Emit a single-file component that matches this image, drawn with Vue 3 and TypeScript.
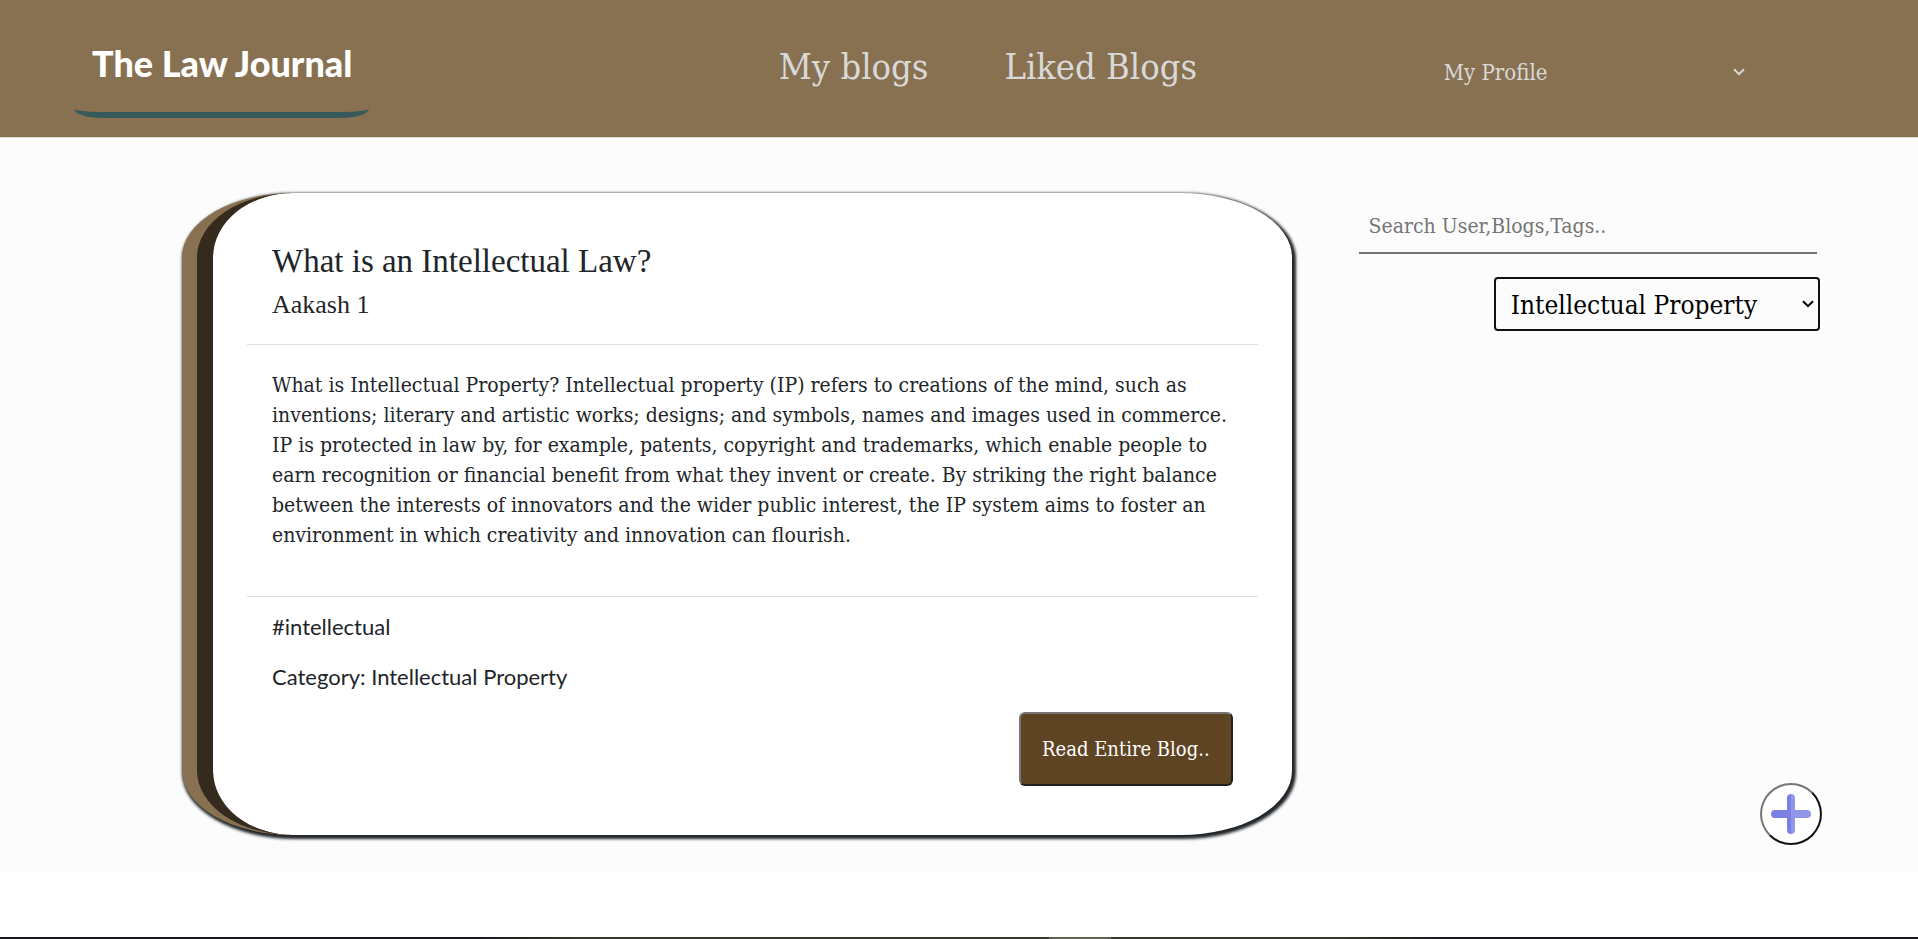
<script setup lang="ts">
import { ref } from 'vue'

interface Blog {
  title: string
  author: string
  body: string
  tag: string
  category: string
}

const blog: Blog = {
  title: 'What is an Intellectual Law?',
  author: 'Aakash 1',
  body: [
    'What is Intellectual Property? Intellectual property (IP) refers to creations of the mind, such as',
    'inventions; literary and artistic works; designs; and symbols, names and images used in commerce.',
    'IP is protected in law by, for example, patents, copyright and trademarks, which enable people to',
    'earn recognition or financial benefit from what they invent or create. By striking the right balance',
    'between the interests of innovators and the wider public interest, the IP system aims to foster an',
    'environment in which creativity and innovation can flourish.',
  ].join('\n'),
  tag: '#intellectual',
  category: 'Intellectual Property',
}

const search = ref('')
const category = ref('Intellectual Property')
const profile = ref('My Profile')
</script>

<template>
  <div class="page">
    <header class="topbar">
      <a class="brand" href="#">The Law Journal</a>
      <nav class="links">
        <a href="#">My blogs</a>
        <a href="#">Liked Blogs</a>
      </nav>
      <div class="picker profile">
        <select v-model="profile" aria-label="Profile menu">
          <option>My Profile</option>
        </select>
        <svg class="chevron" viewBox="0 0 12 8" width="12" height="8" aria-hidden="true">
          <path d="M1 1.2l5 5 5-5" fill="none" stroke="currentColor" stroke-width="2" />
        </svg>
      </div>
    </header>

    <main class="content">
      <article class="card">
        <header class="card-head">
          <h1>{{ blog.title }}</h1>
          <h2>{{ blog.author }}</h2>
        </header>
        <p class="card-body">{{ blog.body }}</p>
        <footer class="card-foot">
          <p>{{ blog.tag }}</p>
          <p>Category: {{ blog.category }}</p>
          <button class="read" type="button">Read Entire Blog..</button>
        </footer>
      </article>

      <aside class="side">
        <input v-model="search" class="search" type="text" placeholder="Search User,Blogs,Tags.." aria-label="Search" />
        <div class="picker category">
          <select v-model="category" aria-label="Category">
            <option>Intellectual Property</option>
          </select>
          <svg class="chevron" viewBox="0 0 12 8" width="12" height="8" aria-hidden="true">
            <path d="M1 1.2l5 5 5-5" fill="none" stroke="currentColor" stroke-width="2" />
          </svg>
        </div>
        <button class="add" type="button" aria-label="Add blog">
          <svg viewBox="0 0 40 40" width="40" height="40" aria-hidden="true">
            <path d="M20 0a4 4 0 0 0-4 4v12H4a4 4 0 0 0 0 8h12v12a4 4 0 0 0 4 4z" fill="#7b80e6" />
            <path d="M20 0a4 4 0 0 1 4 4v12h12a4 4 0 0 1 0 8H24v12a4 4 0 0 1-4 4z" fill="#9296ea" />
          </svg>
        </button>
      </aside>
    </main>

    <div class="banner"></div>
  </div>
</template>

<style>
body {
  margin: 0;
  background: #fff;
}
</style>

<style scoped>
.page {
  --slab: "DejaVu Serif Condensed", "DejaVu Serif", serif;
  height: 100vh;
  display: flex;
  flex-direction: column;
  overflow: hidden;
  color: #212529;
  font-family: var(--slab);
}
.page * {
  box-sizing: border-box;
}

.topbar {
  display: grid;
  grid-template-columns: 40.6% 34% 17%;
  align-items: start;
  flex: none;
  height: 138px;
  background: #887150;
  border-bottom: 1px solid #dedad3;
}
.brand {
  justify-self: start;
  margin: 24px 0 0 74px;
  padding: 9px 17px 19px 18px;
  border-bottom: 6px solid #36595b;
  border-radius: 10%;
  color: #fff;
  font: 900 36px/60px Lato, "Liberation Sans", sans-serif;
  text-decoration: none;
  white-space: nowrap;
}
.links {
  display: flex;
  gap: 76px;
  padding-top: 40px;
}
.links a {
  color: #d9d9d9;
  font-size: 36px;
  line-height: 54px;
  text-decoration: none;
  white-space: nowrap;
}

.picker {
  position: relative;
}
.picker select {
  appearance: none;
  width: 100%;
  height: 100%;
  border: 0;
  background: transparent;
  color: inherit;
  font: inherit;
}
.chevron {
  position: absolute;
  top: 50%;
  right: 6px;
  margin-top: -4px;
  pointer-events: none;
}
.profile {
  height: 46px;
  margin-top: 49px;
  color: #d9d9d9;
  font-size: 22px;
}
.profile select {
  padding: 0 13px;
}
.profile .chevron {
  right: 12px;
}

.content {
  display: grid;
  grid-template-columns: 67.66% 1fr;
  column-gap: 67px;
  flex: none;
  padding: 55px 96px 36px 182px;
  background: #fcfcfc;
}
.card {
  padding: 38px 34px 49px;
  border: 0 ridge #887150;
  border-left-width: 31px;
  border-radius: 10%;
  background: #fff;
  box-shadow: 2px 2px 3px 2px #212529;
}
.card-head {
  padding: 10px 25px 22px;
  border-bottom: 1px solid #dfdfdf;
}
.card-head h1,
.card-head h2 {
  margin: 0;
  font-family: "Liberation Serif", serif;
  font-weight: 400;
}
.card-head h1 {
  font-size: 33px;
  line-height: 40px;
}
.card-head h2 {
  margin-top: 7px;
  font-size: 26px;
  line-height: 34px;
}
.card-body {
  margin: 0;
  padding: 25px 25px 46px;
  border-bottom: 1px solid #dfdfdf;
  font-size: 21px;
  line-height: 30px;
  white-space: pre;
}
.card-foot {
  display: flex;
  flex-direction: column;
  padding: 15px 25px 0;
  font-family: Lato, sans-serif;
}
.card-foot p {
  margin: 0 0 20px;
  font-size: 22px;
  line-height: 30px;
}
.read {
  align-self: flex-end;
  height: 74px;
  padding: 0 21px;
  border: 2px solid;
  border-color: #767676 #212121 #212121 #767676;
  border-radius: 6px;
  background: #5e4422;
  color: #fff;
  font: 20px var(--slab);
  white-space: nowrap;
}

.side {
  display: flex;
  flex-direction: column;
  align-items: flex-end;
}
.search {
  align-self: stretch;
  height: 61px;
  margin-right: 5px;
  padding: 6px 10px 0;
  border: 0;
  border-bottom: 2px solid #757575;
  background: transparent;
  font: 21px var(--slab);
}
.search::placeholder {
  color: #757575;
  opacity: 1;
}
.category {
  width: 70.4%;
  height: 54px;
  margin: 23px 2px 0 0;
  border: 2px solid #111;
  border-radius: 4px;
  color: #000;
  font-size: 26px;
}
.category select {
  padding: 2px 15px 0;
}
.category .chevron {
  right: 4px;
}
.add {
  display: grid;
  place-items: center;
  width: 62px;
  height: 62px;
  margin-top: auto;
  margin-bottom: -10px;
  padding: 0;
  border: 2px solid;
  border-color: #767676 #111 #111 #767676;
  border-radius: 50%;
  background: #fff;
}
.banner {
  flex: none;
  height: 40px;
  margin-top: 66px;
  background:
    linear-gradient(90deg, transparent 54.7%, #5e6153 54.7% 57.9%, transparent 57.9%),
    linear-gradient(90deg, #1a181c 25%, #33362a 30% 70%, #1a181c 75%);
}
</style>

#####

Give the material again exactly as it is, but keep the pictures out.

Emit a single-file component that matches this image, drawn with Vue 3 and TypeScript.
<script setup lang="ts">
import { ref } from 'vue'

interface Blog {
  title: string
  author: string
  body: string
  tag: string
  category: string
}

const blog: Blog = {
  title: 'What is an Intellectual Law?',
  author: 'Aakash 1',
  body: [
    'What is Intellectual Property? Intellectual property (IP) refers to creations of the mind, such as',
    'inventions; literary and artistic works; designs; and symbols, names and images used in commerce.',
    'IP is protected in law by, for example, patents, copyright and trademarks, which enable people to',
    'earn recognition or financial benefit from what they invent or create. By striking the right balance',
    'between the interests of innovators and the wider public interest, the IP system aims to foster an',
    'environment in which creativity and innovation can flourish.',
  ].join('\n'),
  tag: '#intellectual',
  category: 'Intellectual Property',
}

const search = ref('')
const category = ref('Intellectual Property')
const profile = ref('My Profile')
</script>

<template>
  <div class="page">
    <header class="topbar">
      <a class="brand" href="#">The Law Journal</a>
      <nav class="links">
        <a href="#">My blogs</a>
        <a href="#">Liked Blogs</a>
      </nav>
      <div class="picker profile">
        <select v-model="profile" aria-label="Profile menu">
          <option>My Profile</option>
        </select>
        <svg class="chevron" viewBox="0 0 12 8" width="12" height="8" aria-hidden="true">
          <path d="M1 1.2l5 5 5-5" fill="none" stroke="currentColor" stroke-width="2" />
        </svg>
      </div>
    </header>

    <main class="content">
      <article class="card">
        <header class="card-head">
          <h1>{{ blog.title }}</h1>
          <h2>{{ blog.author }}</h2>
        </header>
        <p class="card-body">{{ blog.body }}</p>
        <footer class="card-foot">
          <p>{{ blog.tag }}</p>
          <p>Category: {{ blog.category }}</p>
          <button class="read" type="button">Read Entire Blog..</button>
        </footer>
      </article>

      <aside class="side">
        <input v-model="search" class="search" type="text" placeholder="Search User,Blogs,Tags.." aria-label="Search" />
        <div class="picker category">
          <select v-model="category" aria-label="Category">
            <option>Intellectual Property</option>
          </select>
          <svg class="chevron" viewBox="0 0 12 8" width="12" height="8" aria-hidden="true">
            <path d="M1 1.2l5 5 5-5" fill="none" stroke="currentColor" stroke-width="2" />
          </svg>
        </div>
        <button class="add" type="button" aria-label="Add blog">
          <svg viewBox="0 0 40 40" width="40" height="40" aria-hidden="true">
            <path d="M20 0a4 4 0 0 0-4 4v12H4a4 4 0 0 0 0 8h12v12a4 4 0 0 0 4 4z" fill="#7b80e6" />
            <path d="M20 0a4 4 0 0 1 4 4v12h12a4 4 0 0 1 0 8H24v12a4 4 0 0 1-4 4z" fill="#9296ea" />
          </svg>
        </button>
      </aside>
    </main>

    <div class="banner"></div>
  </div>
</template>

<style>
body {
  margin: 0;
  background: #fff;
}
</style>

<style scoped>
.page {
  --slab: "DejaVu Serif Condensed", "DejaVu Serif", serif;
  height: 100vh;
  display: flex;
  flex-direction: column;
  overflow: hidden;
  color: #212529;
  font-family: var(--slab);
}
.page * {
  box-sizing: border-box;
}

.topbar {
  display: grid;
  grid-template-columns: 40.6% 34% 17%;
  align-items: start;
  flex: none;
  height: 138px;
  background: #887150;
  border-bottom: 1px solid #dedad3;
}
.brand {
  justify-self: start;
  margin: 24px 0 0 74px;
  padding: 9px 17px 19px 18px;
  border-bottom: 6px solid #36595b;
  border-radius: 10%;
  color: #fff;
  font: 900 36px/60px Lato, "Liberation Sans", sans-serif;
  text-decoration: none;
  white-space: nowrap;
}
.links {
  display: flex;
  gap: 76px;
  padding-top: 40px;
}
.links a {
  color: #d9d9d9;
  font-size: 36px;
  line-height: 54px;
  text-decoration: none;
  white-space: nowrap;
}

.picker {
  position: relative;
}
.picker select {
  appearance: none;
  width: 100%;
  height: 100%;
  border: 0;
  background: transparent;
  color: inherit;
  font: inherit;
}
.chevron {
  position: absolute;
  top: 50%;
  right: 6px;
  margin-top: -4px;
  pointer-events: none;
}
.profile {
  height: 46px;
  margin-top: 49px;
  color: #d9d9d9;
  font-size: 22px;
}
.profile select {
  padding: 0 13px;
}
.profile .chevron {
  right: 12px;
}

.content {
  display: grid;
  grid-template-columns: 67.66% 1fr;
  column-gap: 67px;
  flex: none;
  padding: 55px 96px 36px 182px;
  background: #fcfcfc;
}
.card {
  padding: 38px 34px 49px;
  border: 0 ridge #887150;
  border-left-width: 31px;
  border-radius: 10%;
  background: #fff;
  box-shadow: 2px 2px 3px 2px #212529;
}
.card-head {
  padding: 10px 25px 22px;
  border-bottom: 1px solid #dfdfdf;
}
.card-head h1,
.card-head h2 {
  margin: 0;
  font-family: "Liberation Serif", serif;
  font-weight: 400;
}
.card-head h1 {
  font-size: 33px;
  line-height: 40px;
}
.card-head h2 {
  margin-top: 7px;
  font-size: 26px;
  line-height: 34px;
}
.card-body {
  margin: 0;
  padding: 25px 25px 46px;
  border-bottom: 1px solid #dfdfdf;
  font-size: 21px;
  line-height: 30px;
  white-space: pre;
}
.card-foot {
  display: flex;
  flex-direction: column;
  padding: 15px 25px 0;
  font-family: Lato, sans-serif;
}
.card-foot p {
  margin: 0 0 20px;
  font-size: 22px;
  line-height: 30px;
}
.read {
  align-self: flex-end;
  height: 74px;
  padding: 0 21px;
  border: 2px solid;
  border-color: #767676 #212121 #212121 #767676;
  border-radius: 6px;
  background: #5e4422;
  color: #fff;
  font: 20px var(--slab);
  white-space: nowrap;
}

.side {
  display: flex;
  flex-direction: column;
  align-items: flex-end;
}
.search {
  align-self: stretch;
  height: 61px;
  margin-right: 5px;
  padding: 6px 10px 0;
  border: 0;
  border-bottom: 2px solid #757575;
  background: transparent;
  font: 21px var(--slab);
}
.search::placeholder {
  color: #757575;
  opacity: 1;
}
.category {
  width: 70.4%;
  height: 54px;
  margin: 23px 2px 0 0;
  border: 2px solid #111;
  border-radius: 4px;
  color: #000;
  font-size: 26px;
}
.category select {
  padding: 2px 15px 0;
}
.category .chevron {
  right: 4px;
}
.add {
  display: grid;
  place-items: center;
  width: 62px;
  height: 62px;
  margin-top: auto;
  margin-bottom: -10px;
  padding: 0;
  border: 2px solid;
  border-color: #767676 #111 #111 #767676;
  border-radius: 50%;
  background: #fff;
}
.banner {
  flex: none;
  height: 40px;
  margin-top: 66px;
  background:
    linear-gradient(90deg, transparent 54.7%, #5e6153 54.7% 57.9%, transparent 57.9%),
    linear-gradient(90deg, #1a181c 25%, #33362a 30% 70%, #1a181c 75%);
}
</style>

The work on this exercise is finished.